Les propositions concernant le secteur public sont très insuffisantes, puisqu'il s'agit seulement de parvenir à une représentation équilibrée entre les femmes et les hommes dans les jurys de recrutement et de sélection, et dans les comités administratifs et techniques paritaires. Une fois de plus, après les 35 heures, l'Etat ne donne pas l'exemple et ne s'applique pas à lui-même ce qu'il impose au privé...

M. le Ministre - Amalgame !

Mme Marie-Jo Zimmermann - Non, réalité !

Mme Marie-Thérèse Boisseau - ...en l'occurrence l'obligation de négocier une réelle égalité professionnelle, bien loin d'être acquise dans les trois fonctions publiques. J'ai cru comprendre, dans le propos de M. Zuccarelli, que beaucoup allait se faire par décrets et circulaires. Voilà qui montre encore l'inutilité de cette proposition...

Peu convaincant sur le fond, ce texte est aussi critiquable sur la forme, à tel point que nos collègues de la commission des lois m'ont paru, la semaine dernière fort réservés.

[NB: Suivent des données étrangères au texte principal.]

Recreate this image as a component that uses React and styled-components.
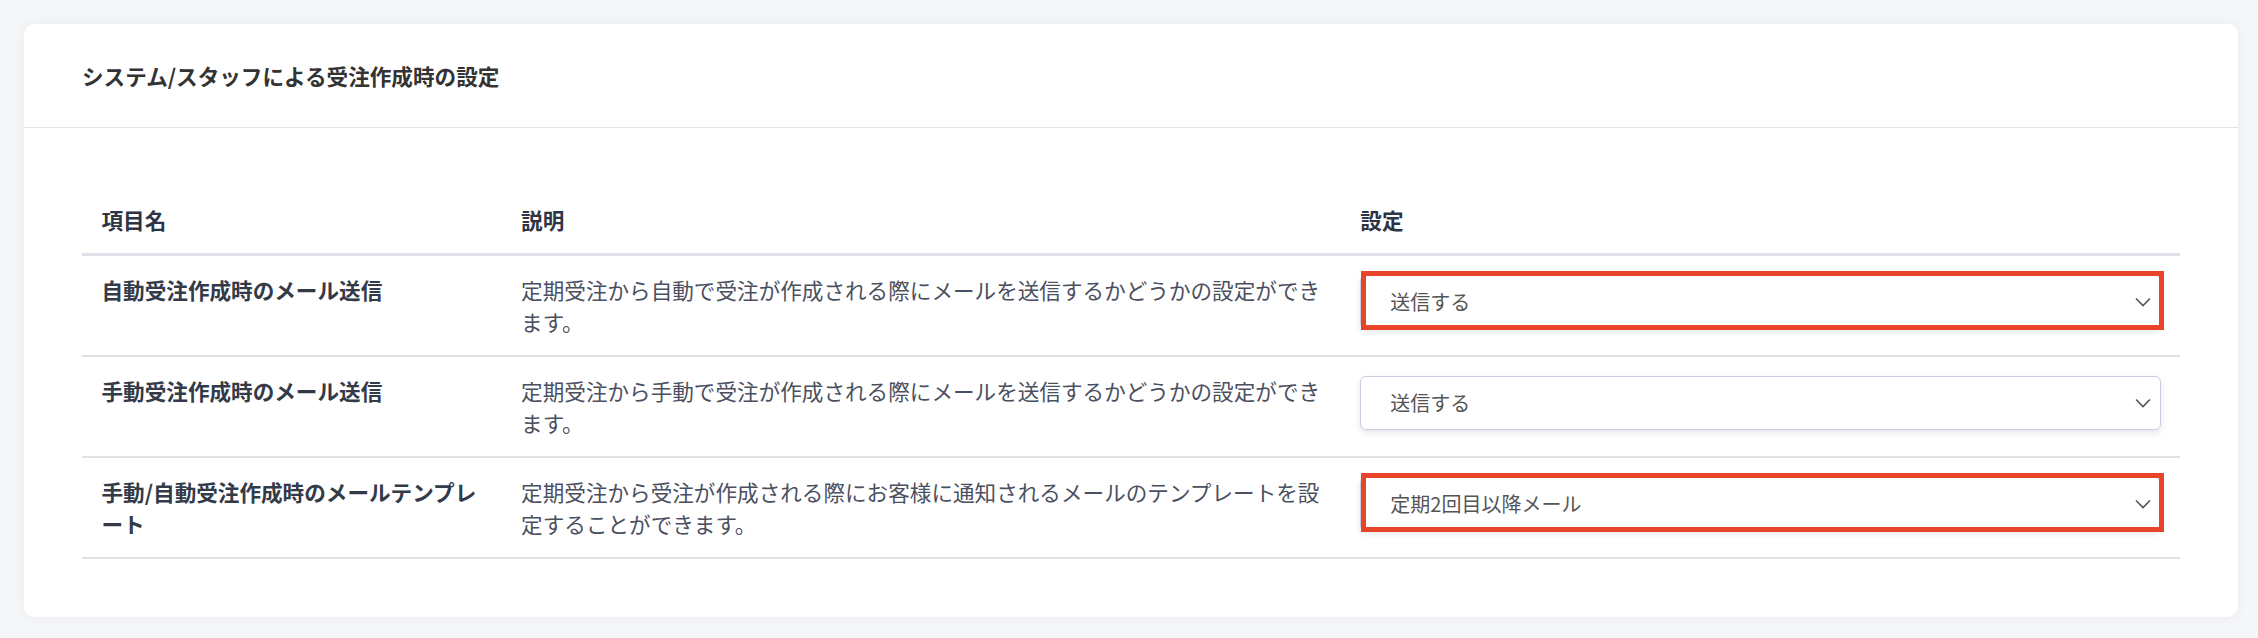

Les dispositions modifiant la loi du 11 janvier 1984 se résument en une formule : « sont composés ou sont choisis de façon à concourir à une représentation équilibrée entre les hommes et les femmes » que l'on retrouve à tous les articles, qui ne veut rien dire ou qui peut tout dire, et qui sera ainsi source de multiples contentieux. Inutile, ce petit jeu est donc aussi dangereux car il crée un climat d'insécurité juridique.

Cette loi qui ne propose pas grand chose de nouveau arrive en outre à un mauvais moment puisqu'avant même que la loi leur dise « il faut négocier » les partenaires sociaux ont dit « nous voulons négocier »... En effet, le 3 février dernier, patronat et syndicats ont exprimé leur volonté de donner toute sa place au dialogue social et ont arrêté ensemble huit thèmes parmi lesquels on trouve, en sixième position, l'égalité professionnelle. A ce stade, nous ne devons préjuger ni de la volonté d'aboutir des partenaires sociaux ni des résultats. Au contraire, nous devons même penser que le dialogue sera fécond.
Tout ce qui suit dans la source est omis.